Questo apprendimento continuo permette una personalizzazione radicale: ogni casa diventa unica, tagliata su misura per chi la vive. Non si tratta di un vezzo hi-tech, ma di un modo per ottimizzare risorse, ridurre sprechi, migliorare il benessere psicofisico. Una casa che ti capisce non solo ti semplifica la vita: ti restituisce tempo, qualità, attenzione. È una rivoluzione anche culturale: abitare diventa un dialogo continuo tra spazio, persona e ambiente.
Non sorprende, quindi, che la sostenibilità sia diventata il cuore pulsante di questa evoluzione. Secondo l’Osservatorio Internet of Things del Politecnico di Milano, il mercato italiano della smart home ha toccato nel 2024 quota 900 milioni di euro, segnando una crescita dell’11% rispetto all’anno precedente. I dispositivi per il risparmio energetico rappresentano oggi il 16% del settore, seguiti da sistemi di sicurezza (28%) ed elettrodomestici intelligenti (19%). La casa intelligente non è solo più efficiente: è ecologica, etica, lungimirante.

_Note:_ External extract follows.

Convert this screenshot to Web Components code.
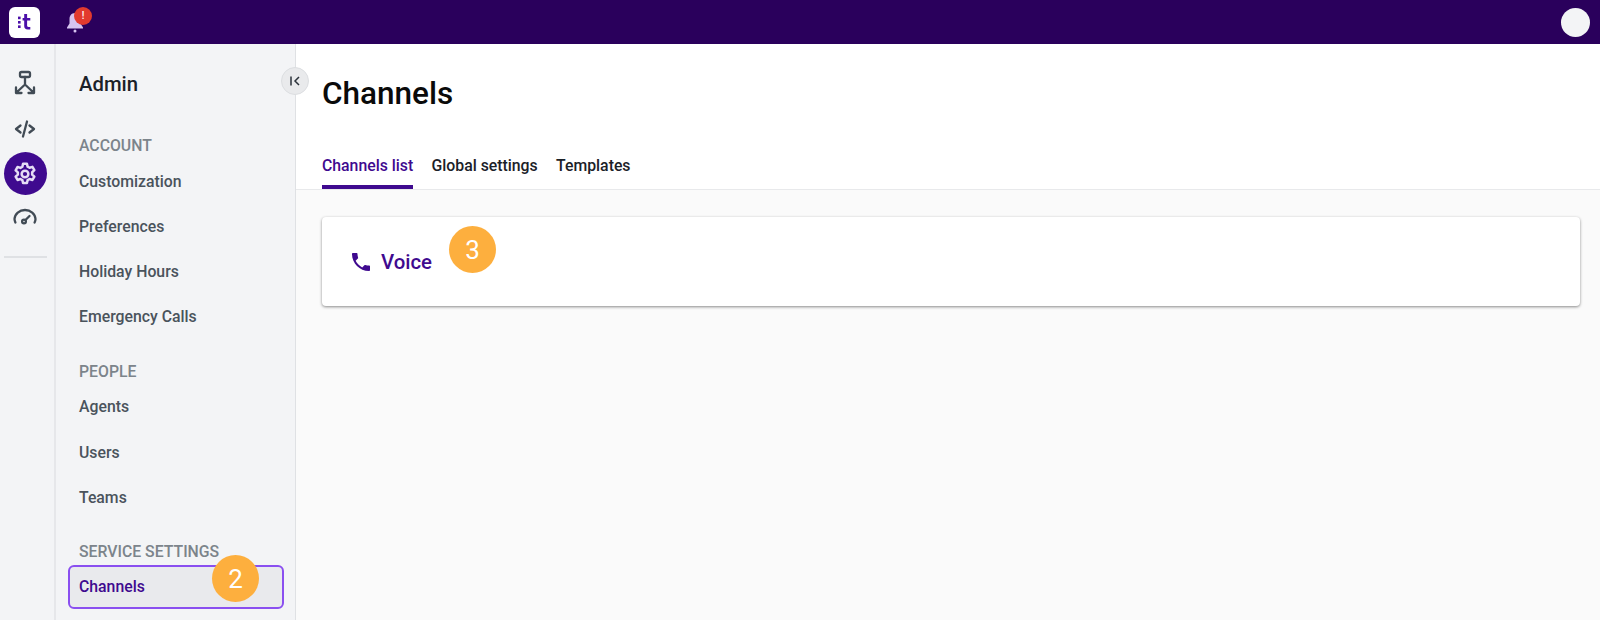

In questo scenario, UpTown Milano si afferma come uno dei progetti urbani più avanzati d’Europa. Il primo smart district italiano – sviluppato da EuroMilano – non si limita a dotare le abitazioni di tecnologia. Costruisce un ecosistema urbano in cui innovazione, sostenibilità, servizi e qualità della vita convergono in un modello abitativo radicalmente nuovo. Non si parla più di “quartiere residenziale”, ma di ambiente aumentato, in cui ogni elemento, dal verde alla mobilità, dalla rete energetica alla condivisione degli spazi, è pensato per costruire benessere.
All’interno di questa visione si colloca un oggetto editoriale unico: lo Smart Life Book. Più che un manuale, è una guida alla vita intelligente, un ponte tra tecnologia e quotidianità, un compagno di viaggio pensato per educare e ispirare i residenti nell’uso consapevole della casa. Il suo valore non è tanto tecnico quanto culturale: non spiega solo “come fare”, ma suggerisce “perché farlo”, offrendo una chiave di lettura sistemica e umanistica dell’abitare digitale.
Disponibile in formato cartaceo e digitale, lo Smart Life Book è il frutto di un approccio design-driven, che mette insieme ingegneria, storytelling, pedagogia e user experience. È organizzato in sezioni che affrontano tematiche come energia, aria, luce, sicurezza, benessere fisico, ergonomia, gestione dei dati, con esempi concreti, grafici intuitivi e consigli pratici. Non impone modelli rigidi, ma propone scenari di miglioramento, in cui ogni comportamento virtuoso viene valorizzato come parte di una rete più ampia.
Questa visione è potenziata dalla presenza dell’app UpTown, che rappresenta la naturale estensione interattiva del libro. Attraverso l’app i residenti possono monitorare i consumi, regolare i dispositivi, prenotare spazi comuni, ricevere notifiche personalizzate, ma anche partecipare attivamente alla vita del quartiere, accedendo a eventi, servizi, informazioni pubbliche. È un’interfaccia pensata non solo per controllare, ma per coinvolgere, rafforzando il senso di comunità e responsabilità condivisa.
Il progetto dello Smart Life Book si distingue per il suo approccio sistemico, capace di considerare la casa come parte di un organismo più grande: quello del quartiere, della città, del pianeta. Ogni scelta individuale – un grado in meno sul termostato, un timer per le luci, la condivisione di un’auto – viene ricondotta a una rete di conseguenze collettive. È qui che la domotica incontra l’etica, e la tecnologia diventa strumento di trasformazione sociale.
In definitiva, l’esperienza di UpTown Milano e dello Smart Life Book mostra che la vera innovazione abitativa non consiste nell’aggiungere più dispositivi, ma nel costruire una cultura dell’abitare consapevole. La casa del futuro non è solo smart perché “fa le cose al posto tuo”, ma perché ti aiuta a scegliere meglio, a vivere meglio, a pensare in modo più responsabile. È una casa che ti educa senza giudicare, che ti osserva senza invadere, che ti guida senza comandare.